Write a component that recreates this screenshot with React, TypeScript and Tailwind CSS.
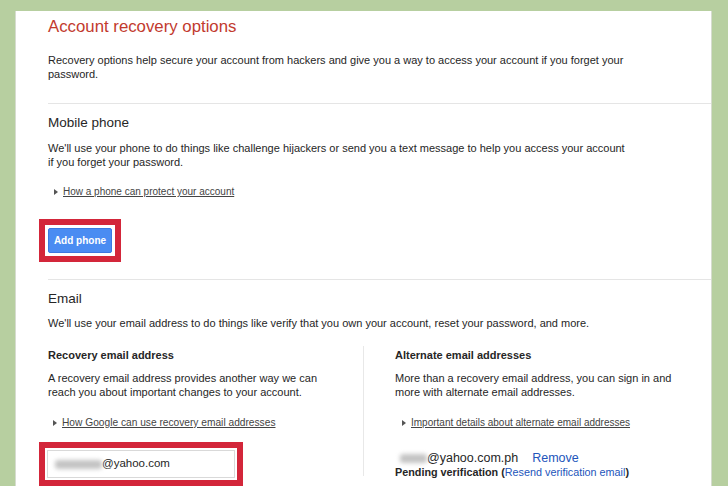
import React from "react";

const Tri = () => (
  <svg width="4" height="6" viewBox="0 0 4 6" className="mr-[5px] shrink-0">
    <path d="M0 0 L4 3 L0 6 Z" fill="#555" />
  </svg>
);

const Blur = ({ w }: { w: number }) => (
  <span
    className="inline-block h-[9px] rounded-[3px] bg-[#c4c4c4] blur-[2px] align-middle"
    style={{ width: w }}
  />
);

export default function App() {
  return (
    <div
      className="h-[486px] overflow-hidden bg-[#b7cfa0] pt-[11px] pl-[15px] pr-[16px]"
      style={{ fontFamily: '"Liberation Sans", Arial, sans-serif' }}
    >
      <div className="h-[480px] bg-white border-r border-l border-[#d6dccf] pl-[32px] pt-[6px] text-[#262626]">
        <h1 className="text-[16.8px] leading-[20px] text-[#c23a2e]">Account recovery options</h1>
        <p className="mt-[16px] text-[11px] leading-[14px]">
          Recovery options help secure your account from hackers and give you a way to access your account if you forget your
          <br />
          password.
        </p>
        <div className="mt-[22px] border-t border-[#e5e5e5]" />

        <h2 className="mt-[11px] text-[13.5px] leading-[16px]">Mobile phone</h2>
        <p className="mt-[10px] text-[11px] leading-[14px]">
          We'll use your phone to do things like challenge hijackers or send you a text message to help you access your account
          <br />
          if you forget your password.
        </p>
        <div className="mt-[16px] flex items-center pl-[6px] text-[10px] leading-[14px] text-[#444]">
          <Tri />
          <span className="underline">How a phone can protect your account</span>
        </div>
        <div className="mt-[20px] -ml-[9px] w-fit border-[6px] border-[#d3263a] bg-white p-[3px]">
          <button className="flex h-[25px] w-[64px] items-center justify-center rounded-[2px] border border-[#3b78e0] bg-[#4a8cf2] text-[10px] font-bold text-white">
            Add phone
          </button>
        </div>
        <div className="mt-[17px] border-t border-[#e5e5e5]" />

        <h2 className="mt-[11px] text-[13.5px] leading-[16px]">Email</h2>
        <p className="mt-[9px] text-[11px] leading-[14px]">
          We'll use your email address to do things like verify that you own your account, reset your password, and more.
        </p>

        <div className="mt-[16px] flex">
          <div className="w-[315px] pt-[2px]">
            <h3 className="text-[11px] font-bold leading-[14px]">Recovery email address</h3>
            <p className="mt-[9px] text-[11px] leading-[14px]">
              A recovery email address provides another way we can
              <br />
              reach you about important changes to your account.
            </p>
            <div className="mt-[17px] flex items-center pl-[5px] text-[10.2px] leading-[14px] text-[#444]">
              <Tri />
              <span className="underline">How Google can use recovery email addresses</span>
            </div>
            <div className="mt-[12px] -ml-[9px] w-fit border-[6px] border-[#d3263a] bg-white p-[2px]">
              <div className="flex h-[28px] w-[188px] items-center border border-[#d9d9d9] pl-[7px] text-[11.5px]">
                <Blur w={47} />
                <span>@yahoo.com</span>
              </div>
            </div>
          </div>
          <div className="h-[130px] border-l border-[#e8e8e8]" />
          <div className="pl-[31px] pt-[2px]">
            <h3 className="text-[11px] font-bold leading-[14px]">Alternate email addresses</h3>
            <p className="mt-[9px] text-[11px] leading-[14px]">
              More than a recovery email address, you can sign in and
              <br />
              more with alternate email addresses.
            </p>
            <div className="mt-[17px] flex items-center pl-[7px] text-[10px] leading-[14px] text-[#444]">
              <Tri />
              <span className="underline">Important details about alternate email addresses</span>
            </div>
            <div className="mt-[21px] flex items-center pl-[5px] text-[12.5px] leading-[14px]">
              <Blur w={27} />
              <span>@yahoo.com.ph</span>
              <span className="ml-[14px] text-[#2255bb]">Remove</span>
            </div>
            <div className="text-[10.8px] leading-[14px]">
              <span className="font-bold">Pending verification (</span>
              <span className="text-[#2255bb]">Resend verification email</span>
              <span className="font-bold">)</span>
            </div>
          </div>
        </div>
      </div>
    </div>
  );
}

===============

Reproduce the material above in full and without alteration, but skip all pictures.

Write a component that recreates this screenshot with React, TypeScript and Tailwind CSS.
import React from "react";

const Tri = () => (
  <svg width="4" height="6" viewBox="0 0 4 6" className="mr-[5px] shrink-0">
    <path d="M0 0 L4 3 L0 6 Z" fill="#555" />
  </svg>
);

const Blur = ({ w }: { w: number }) => (
  <span
    className="inline-block h-[9px] rounded-[3px] bg-[#c4c4c4] blur-[2px] align-middle"
    style={{ width: w }}
  />
);

export default function App() {
  return (
    <div
      className="h-[486px] overflow-hidden bg-[#b7cfa0] pt-[11px] pl-[15px] pr-[16px]"
      style={{ fontFamily: '"Liberation Sans", Arial, sans-serif' }}
    >
      <div className="h-[480px] bg-white border-r border-l border-[#d6dccf] pl-[32px] pt-[6px] text-[#262626]">
        <h1 className="text-[16.8px] leading-[20px] text-[#c23a2e]">Account recovery options</h1>
        <p className="mt-[16px] text-[11px] leading-[14px]">
          Recovery options help secure your account from hackers and give you a way to access your account if you forget your
          <br />
          password.
        </p>
        <div className="mt-[22px] border-t border-[#e5e5e5]" />

        <h2 className="mt-[11px] text-[13.5px] leading-[16px]">Mobile phone</h2>
        <p className="mt-[10px] text-[11px] leading-[14px]">
          We'll use your phone to do things like challenge hijackers or send you a text message to help you access your account
          <br />
          if you forget your password.
        </p>
        <div className="mt-[16px] flex items-center pl-[6px] text-[10px] leading-[14px] text-[#444]">
          <Tri />
          <span className="underline">How a phone can protect your account</span>
        </div>
        <div className="mt-[20px] -ml-[9px] w-fit border-[6px] border-[#d3263a] bg-white p-[3px]">
          <button className="flex h-[25px] w-[64px] items-center justify-center rounded-[2px] border border-[#3b78e0] bg-[#4a8cf2] text-[10px] font-bold text-white">
            Add phone
          </button>
        </div>
        <div className="mt-[17px] border-t border-[#e5e5e5]" />

        <h2 className="mt-[11px] text-[13.5px] leading-[16px]">Email</h2>
        <p className="mt-[9px] text-[11px] leading-[14px]">
          We'll use your email address to do things like verify that you own your account, reset your password, and more.
        </p>

        <div className="mt-[16px] flex">
          <div className="w-[315px] pt-[2px]">
            <h3 className="text-[11px] font-bold leading-[14px]">Recovery email address</h3>
            <p className="mt-[9px] text-[11px] leading-[14px]">
              A recovery email address provides another way we can
              <br />
              reach you about important changes to your account.
            </p>
            <div className="mt-[17px] flex items-center pl-[5px] text-[10.2px] leading-[14px] text-[#444]">
              <Tri />
              <span className="underline">How Google can use recovery email addresses</span>
            </div>
            <div className="mt-[12px] -ml-[9px] w-fit border-[6px] border-[#d3263a] bg-white p-[2px]">
              <div className="flex h-[28px] w-[188px] items-center border border-[#d9d9d9] pl-[7px] text-[11.5px]">
                <Blur w={47} />
                <span>@yahoo.com</span>
              </div>
            </div>
          </div>
          <div className="h-[130px] border-l border-[#e8e8e8]" />
          <div className="pl-[31px] pt-[2px]">
            <h3 className="text-[11px] font-bold leading-[14px]">Alternate email addresses</h3>
            <p className="mt-[9px] text-[11px] leading-[14px]">
              More than a recovery email address, you can sign in and
              <br />
              more with alternate email addresses.
            </p>
            <div className="mt-[17px] flex items-center pl-[7px] text-[10px] leading-[14px] text-[#444]">
              <Tri />
              <span className="underline">Important details about alternate email addresses</span>
            </div>
            <div className="mt-[21px] flex items-center pl-[5px] text-[12.5px] leading-[14px]">
              <Blur w={27} />
              <span>@yahoo.com.ph</span>
              <span className="ml-[14px] text-[#2255bb]">Remove</span>
            </div>
            <div className="text-[10.8px] leading-[14px]">
              <span className="font-bold">Pending verification (</span>
              <span className="text-[#2255bb]">Resend verification email</span>
              <span className="font-bold">)</span>
            </div>
          </div>
        </div>
      </div>
    </div>
  );
}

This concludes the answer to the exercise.